▶ **The request**:
Set the listing down unchanged, minus every embedded image.
═════ Source data ═════
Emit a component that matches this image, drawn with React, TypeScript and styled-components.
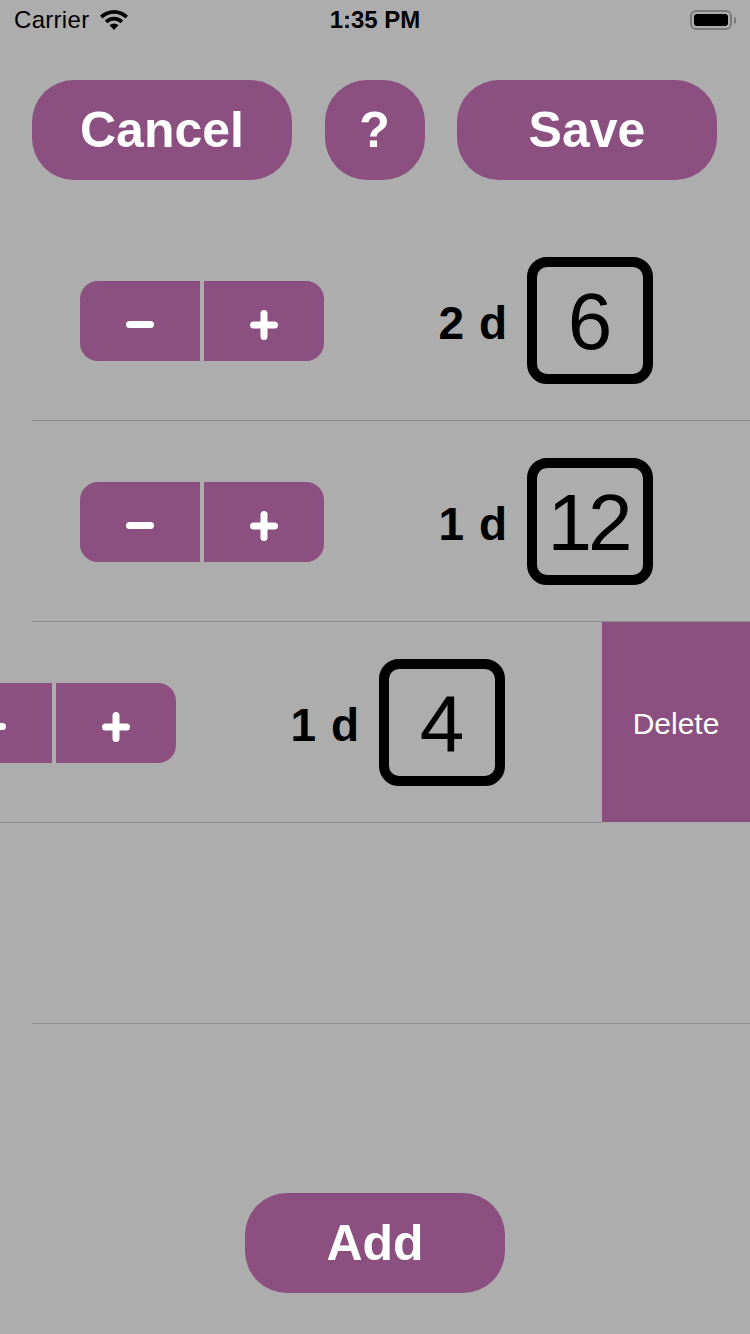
import React from "react";
import styled, { createGlobalStyle } from "styled-components";

const PURPLE = "#8b4f80";
const BG = "#adadad";

const Global = createGlobalStyle`
  html, body { margin: 0; padding: 0; background: ${BG}; }
  body { font-family: "Liberation Sans", Arial, sans-serif; }
  * { box-sizing: border-box; }
`;

const Screen = styled.div`
  width: 750px;
  height: 1334px;
  background: ${BG};
  display: flex;
  flex-direction: column;
  overflow: hidden;
`;

const StatusBar = styled.div`
  height: 40px;
  display: grid;
  grid-template-columns: 1fr auto 1fr;
  align-items: center;
  padding: 0 14px;
  color: #000;
  font-size: 24px;
`;

const Carrier = styled.div`
  display: flex;
  align-items: center;
  gap: 9px;
  font-size: 24px;
  letter-spacing: 0.3px;
`;

const Clock = styled.div`
  font-weight: 700;
  font-size: 24px;
`;

const BatteryWrap = styled.div`
  justify-self: end;
  display: flex;
  align-items: center;
  gap: 2px;
`;

const BatteryBody = styled.div`
  width: 42px;
  height: 20px;
  border: 2px solid #7a7a7a;
  border-radius: 6px;
  padding: 2px;
`;

const BatteryFill = styled.div`
  width: 100%;
  height: 100%;
  background: #000;
  border-radius: 3px;
`;

const BatteryNub = styled.div`
  width: 2px;
  height: 7px;
  background: #7a7a7a;
  border-radius: 0 2px 2px 0;
`;

const TopBar = styled.div`
  display: flex;
  justify-content: space-between;
  padding: 40px 33px 0 32px;
`;

const PillButton = styled.button<{ $w: number }>`
  width: ${(p) => p.$w}px;
  height: 100px;
  border: none;
  border-radius: 42px;
  background: ${PURPLE};
  color: #fff;
  font-family: "Liberation Sans", Arial, sans-serif;
  font-weight: 700;
  font-size: 50px;
  display: flex;
  align-items: center;
  justify-content: center;
  padding: 0;
  cursor: pointer;
`;

const List = styled.div`
  margin-top: 40px;
  display: flex;
  flex-direction: column;
`;

const Row = styled.div`
  width: 750px;
  height: 201px;
  overflow: hidden;
`;

const Track = styled.div<{ $shift: number }>`
  display: flex;
  width: ${(p) => 750 + p.$shift}px;
  transform: translateX(-${(p) => p.$shift}px);
`;

const Cell = styled.div`
  width: 750px;
  flex: none;
  height: 201px;
  display: flex;
  flex-direction: column;
`;

const CellContent = styled.div`
  height: 200px;
  display: flex;
  align-items: center;
  padding: 0 97px 0 80px;
`;

const Separator = styled.div`
  height: 1px;
  margin-left: 32px;
  background: #8c8c8c;
`;

const Stepper = styled.div`
  display: flex;
  gap: 4px;
  height: 80px;
  margin-top: 1px;
`;

const StepButton = styled.button<{ $side: "left" | "right" }>`
  width: 120px;
  height: 80px;
  border: none;
  padding: 8px 0 0;
  background: ${PURPLE};
  color: #fff;
  display: flex;
  align-items: center;
  justify-content: center;
  border-radius: ${(p) => (p.$side === "left" ? "18px 0 0 18px" : "0 18px 18px 0")};
`;

const Spacer = styled.div`
  flex: 1;
`;

const Label = styled.div`
  font-family: "Liberation Sans", Arial, sans-serif;
  font-weight: 700;
  font-size: 46px;
  letter-spacing: 1px;
  color: #000;
  margin-right: 19px;
  padding-top: 6px;
  white-space: pre;
`;

const Die = styled.div`
  width: 126px;
  height: 127px;
  border: 10px solid #000;
  border-radius: 20px;
  display: flex;
  align-items: center;
  justify-content: center;
  font-family: "Liberation Sans", Arial, sans-serif;
  font-weight: 400;
  font-size: 80px;
  letter-spacing: -4px;
  color: #000;
  padding-right: 4px;
  padding-top: 4px;
`;

const DeletePanel = styled.div`
  width: 148px;
  height: 200px;
  flex: none;
  background: ${PURPLE};
  color: #fff;
  font-size: 30px;
  display: flex;
  align-items: center;
  justify-content: center;
  padding-top: 3px;
`;

const EmptyCell = styled.div`
  height: 201px;
  display: flex;
  flex-direction: column;
  justify-content: flex-end;
`;

const Bottom = styled.div`
  flex: 1;
  display: flex;
  justify-content: center;
  align-items: flex-end;
  padding-bottom: 41px;
`;

const Minus = () => (
  <svg width="28" height="8" viewBox="0 0 28 8">
    <rect x="0" y="0" width="28" height="7" rx="3.5" fill="#fff" />
  </svg>
);

const Plus = () => (
  <svg width="28" height="30" viewBox="0 0 28 30">
    <rect x="0" y="11.5" width="28" height="7" rx="3.5" fill="#fff" />
    <rect x="10.5" y="0" width="7" height="30" rx="3.5" fill="#fff" />
  </svg>
);

const Wifi = () => (
  <svg width="32" height="24" viewBox="0 0 32 24">
    <path d="M16 22 L11.5 17.3 A6.5 6.5 0 0 1 20.5 17.3 Z" fill="#000" />
    <path d="M6.8 12.6 A13 13 0 0 1 25.2 12.6 L22.6 15.3 A9.3 9.3 0 0 0 9.4 15.3 Z" fill="#000" />
    <path d="M2 7.8 A19.8 19.8 0 0 1 30 7.8 L27.4 10.5 A16 16 0 0 0 4.6 10.5 Z" fill="#000" />
  </svg>
);

type Dice = { count: number; sides: number };

const DiceRow: React.FC<{ d: Dice; shift?: number }> = ({ d, shift = 0 }) => (
  <Row>
    <Track $shift={shift}>
      <Cell>
        <CellContent>
          <Stepper>
            <StepButton $side="left"><Minus /></StepButton>
            <StepButton $side="right"><Plus /></StepButton>
          </Stepper>
          <Spacer />
          <Label>{`${d.count} d`}</Label>
          <Die>{d.sides}</Die>
        </CellContent>
        <Separator />
      </Cell>
      {shift > 0 && <DeletePanel>Delete</DeletePanel>}
    </Track>
  </Row>
);

export default function App() {
  const dice: Dice[] = [
    { count: 2, sides: 6 },
    { count: 1, sides: 12 },
  ];
  return (
    <Screen>
      <Global />
      <StatusBar>
        <Carrier>
          Carrier
          <Wifi />
        </Carrier>
        <Clock>1:35 PM</Clock>
        <BatteryWrap>
          <BatteryBody>
            <BatteryFill />
          </BatteryBody>
          <BatteryNub />
        </BatteryWrap>
      </StatusBar>
      <TopBar>
        <PillButton $w={260}>Cancel</PillButton>
        <PillButton $w={100}>?</PillButton>
        <PillButton $w={260}>Save</PillButton>
      </TopBar>
      <List>
        {dice.map((d, i) => (
          <DiceRow key={i} d={d} />
        ))}
        <DiceRow d={{ count: 1, sides: 4 }} shift={148} />
        <EmptyCell>
          <Separator />
        </EmptyCell>
      </List>
      <Bottom>
        <PillButton $w={260}>Add</PillButton>
      </Bottom>
    </Screen>
  );
}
═════
▶ **Written solution**:
Emit a component that matches this image, drawn with React, TypeScript and styled-components.
import React from "react";
import styled, { createGlobalStyle } from "styled-components";

const PURPLE = "#8b4f80";
const BG = "#adadad";

const Global = createGlobalStyle`
  html, body { margin: 0; padding: 0; background: ${BG}; }
  body { font-family: "Liberation Sans", Arial, sans-serif; }
  * { box-sizing: border-box; }
`;

const Screen = styled.div`
  width: 750px;
  height: 1334px;
  background: ${BG};
  display: flex;
  flex-direction: column;
  overflow: hidden;
`;

const StatusBar = styled.div`
  height: 40px;
  display: grid;
  grid-template-columns: 1fr auto 1fr;
  align-items: center;
  padding: 0 14px;
  color: #000;
  font-size: 24px;
`;

const Carrier = styled.div`
  display: flex;
  align-items: center;
  gap: 9px;
  font-size: 24px;
  letter-spacing: 0.3px;
`;

const Clock = styled.div`
  font-weight: 700;
  font-size: 24px;
`;

const BatteryWrap = styled.div`
  justify-self: end;
  display: flex;
  align-items: center;
  gap: 2px;
`;

const BatteryBody = styled.div`
  width: 42px;
  height: 20px;
  border: 2px solid #7a7a7a;
  border-radius: 6px;
  padding: 2px;
`;

const BatteryFill = styled.div`
  width: 100%;
  height: 100%;
  background: #000;
  border-radius: 3px;
`;

const BatteryNub = styled.div`
  width: 2px;
  height: 7px;
  background: #7a7a7a;
  border-radius: 0 2px 2px 0;
`;

const TopBar = styled.div`
  display: flex;
  justify-content: space-between;
  padding: 40px 33px 0 32px;
`;

const PillButton = styled.button<{ $w: number }>`
  width: ${(p) => p.$w}px;
  height: 100px;
  border: none;
  border-radius: 42px;
  background: ${PURPLE};
  color: #fff;
  font-family: "Liberation Sans", Arial, sans-serif;
  font-weight: 700;
  font-size: 50px;
  display: flex;
  align-items: center;
  justify-content: center;
  padding: 0;
  cursor: pointer;
`;

const List = styled.div`
  margin-top: 40px;
  display: flex;
  flex-direction: column;
`;

const Row = styled.div`
  width: 750px;
  height: 201px;
  overflow: hidden;
`;

const Track = styled.div<{ $shift: number }>`
  display: flex;
  width: ${(p) => 750 + p.$shift}px;
  transform: translateX(-${(p) => p.$shift}px);
`;

const Cell = styled.div`
  width: 750px;
  flex: none;
  height: 201px;
  display: flex;
  flex-direction: column;
`;

const CellContent = styled.div`
  height: 200px;
  display: flex;
  align-items: center;
  padding: 0 97px 0 80px;
`;

const Separator = styled.div`
  height: 1px;
  margin-left: 32px;
  background: #8c8c8c;
`;

const Stepper = styled.div`
  display: flex;
  gap: 4px;
  height: 80px;
  margin-top: 1px;
`;

const StepButton = styled.button<{ $side: "left" | "right" }>`
  width: 120px;
  height: 80px;
  border: none;
  padding: 8px 0 0;
  background: ${PURPLE};
  color: #fff;
  display: flex;
  align-items: center;
  justify-content: center;
  border-radius: ${(p) => (p.$side === "left" ? "18px 0 0 18px" : "0 18px 18px 0")};
`;

const Spacer = styled.div`
  flex: 1;
`;

const Label = styled.div`
  font-family: "Liberation Sans", Arial, sans-serif;
  font-weight: 700;
  font-size: 46px;
  letter-spacing: 1px;
  color: #000;
  margin-right: 19px;
  padding-top: 6px;
  white-space: pre;
`;

const Die = styled.div`
  width: 126px;
  height: 127px;
  border: 10px solid #000;
  border-radius: 20px;
  display: flex;
  align-items: center;
  justify-content: center;
  font-family: "Liberation Sans", Arial, sans-serif;
  font-weight: 400;
  font-size: 80px;
  letter-spacing: -4px;
  color: #000;
  padding-right: 4px;
  padding-top: 4px;
`;

const DeletePanel = styled.div`
  width: 148px;
  height: 200px;
  flex: none;
  background: ${PURPLE};
  color: #fff;
  font-size: 30px;
  display: flex;
  align-items: center;
  justify-content: center;
  padding-top: 3px;
`;

const EmptyCell = styled.div`
  height: 201px;
  display: flex;
  flex-direction: column;
  justify-content: flex-end;
`;

const Bottom = styled.div`
  flex: 1;
  display: flex;
  justify-content: center;
  align-items: flex-end;
  padding-bottom: 41px;
`;

const Minus = () => (
  <svg width="28" height="8" viewBox="0 0 28 8">
    <rect x="0" y="0" width="28" height="7" rx="3.5" fill="#fff" />
  </svg>
);

const Plus = () => (
  <svg width="28" height="30" viewBox="0 0 28 30">
    <rect x="0" y="11.5" width="28" height="7" rx="3.5" fill="#fff" />
    <rect x="10.5" y="0" width="7" height="30" rx="3.5" fill="#fff" />
  </svg>
);

const Wifi = () => (
  <svg width="32" height="24" viewBox="0 0 32 24">
    <path d="M16 22 L11.5 17.3 A6.5 6.5 0 0 1 20.5 17.3 Z" fill="#000" />
    <path d="M6.8 12.6 A13 13 0 0 1 25.2 12.6 L22.6 15.3 A9.3 9.3 0 0 0 9.4 15.3 Z" fill="#000" />
    <path d="M2 7.8 A19.8 19.8 0 0 1 30 7.8 L27.4 10.5 A16 16 0 0 0 4.6 10.5 Z" fill="#000" />
  </svg>
);

type Dice = { count: number; sides: number };

const DiceRow: React.FC<{ d: Dice; shift?: number }> = ({ d, shift = 0 }) => (
  <Row>
    <Track $shift={shift}>
      <Cell>
        <CellContent>
          <Stepper>
            <StepButton $side="left"><Minus /></StepButton>
            <StepButton $side="right"><Plus /></StepButton>
          </Stepper>
          <Spacer />
          <Label>{`${d.count} d`}</Label>
          <Die>{d.sides}</Die>
        </CellContent>
        <Separator />
      </Cell>
      {shift > 0 && <DeletePanel>Delete</DeletePanel>}
    </Track>
  </Row>
);

export default function App() {
  const dice: Dice[] = [
    { count: 2, sides: 6 },
    { count: 1, sides: 12 },
  ];
  return (
    <Screen>
      <Global />
      <StatusBar>
        <Carrier>
          Carrier
          <Wifi />
        </Carrier>
        <Clock>1:35 PM</Clock>
        <BatteryWrap>
          <BatteryBody>
            <BatteryFill />
          </BatteryBody>
          <BatteryNub />
        </BatteryWrap>
      </StatusBar>
      <TopBar>
        <PillButton $w={260}>Cancel</PillButton>
        <PillButton $w={100}>?</PillButton>
        <PillButton $w={260}>Save</PillButton>
      </TopBar>
      <List>
        {dice.map((d, i) => (
          <DiceRow key={i} d={d} />
        ))}
        <DiceRow d={{ count: 1, sides: 4 }} shift={148} />
        <EmptyCell>
          <Separator />
        </EmptyCell>
      </List>
      <Bottom>
        <PillButton $w={260}>Add</PillButton>
      </Bottom>
    </Screen>
  );
}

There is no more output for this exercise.